Cracks on the pond bed Illustration: Rachel Guimbatan

Irrigation and Drainage System – A carefully laid-out irrigation and drainage system is required to ensure that water is available all year round for the paddies and the rice crops. The entire system depends on gravity.

As Conklin (1957), Guimbatan (2003), Buyuccan (2009) illustrated, water from springs (otbol, ofob), creeks (wa’el), river (wangwang) are generally diverted and dammed in an impounding area (putut or paluk) before distribution to the different ricefields by means of artificial irrigation channels (alak) and water conveyor troughs ( tulalok/huyung).

Picture 5: Reducing the velocity as water enters the pond field (Photo: Harold Conklin; Courtesy of the Ethnographic Atlas of Ifugao) Picture 6: Water is distributed to several ricefields through irrigation canals (Photo: Zenia B. Ananayo) Picture 7: Huyung, a bamboo conduit for irrigation water (Photo: Save the Ifugao Terraces Movement)

There are three general principles being observed by farmers in water management: heavy flow of water must be diverted from the terraces; entry of water to the pond fields must be gradual; and inundation must be maintained at all times (Guimbatan:2003).

To protect the slopes from eroding, the hydraulic system in the rice terraces is designed in a manner whereby water channels are carefully laid out in recognition of the natural courses of water runoff and its velocity regulated by the angle of its conveyors.

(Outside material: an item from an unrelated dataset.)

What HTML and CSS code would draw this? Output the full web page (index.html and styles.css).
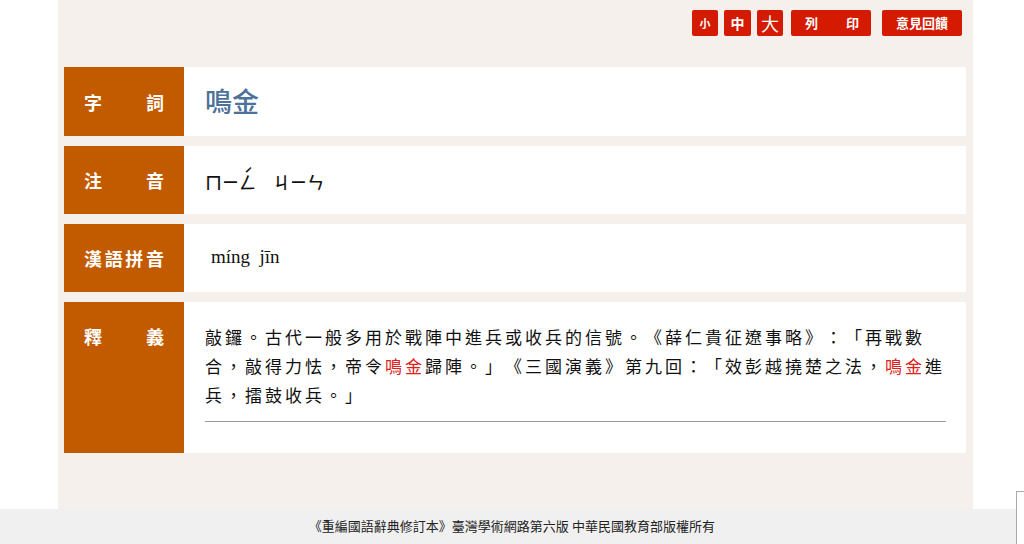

In irrigating the terraces, the principle is to reduce the water force as it enters the pond field. The entry of water into the rice paddies is regulated by attenuation and this is achieved through an almost horizontal layouting.

This way, water gradually moves along irrigation canals that are either carved out of the mountain sides or through makeshift conveyors.

Picture 8: Each pond has at least one spillway (Photo: Marlon M. Martin) Picture 9: The walls of a drain channel are designed to withstand water velocity (Photo: Jeremy M. Gawongna) Picture 10: Irrigation channels serving at the same time as drainage canals (Photo: Zenia B. Ananayo)

Flooding in the pond fields is balanced by constant maintenance of the spillways (guhing). Excess water from a higher ricefield is drained to the lower paddy or to a nearby creek through the spillways.

During rainy season, exit of water from the pondfield is done by expanding the spillway. On the other hand, the spillways are closed especially during dry season to prevent water loss.

To divert the flow of an otherwise destructive heavy volume of water, excess water from the irrigation source, natural drainage, and spillways, is directed to a channel (gohang, liglig).

The walls of the channel are self-standing and designed to withstand water velocity. In contrast to the principle of irrigation, the water flow of the drain channel travels the shortest distance possible from the top to the river below.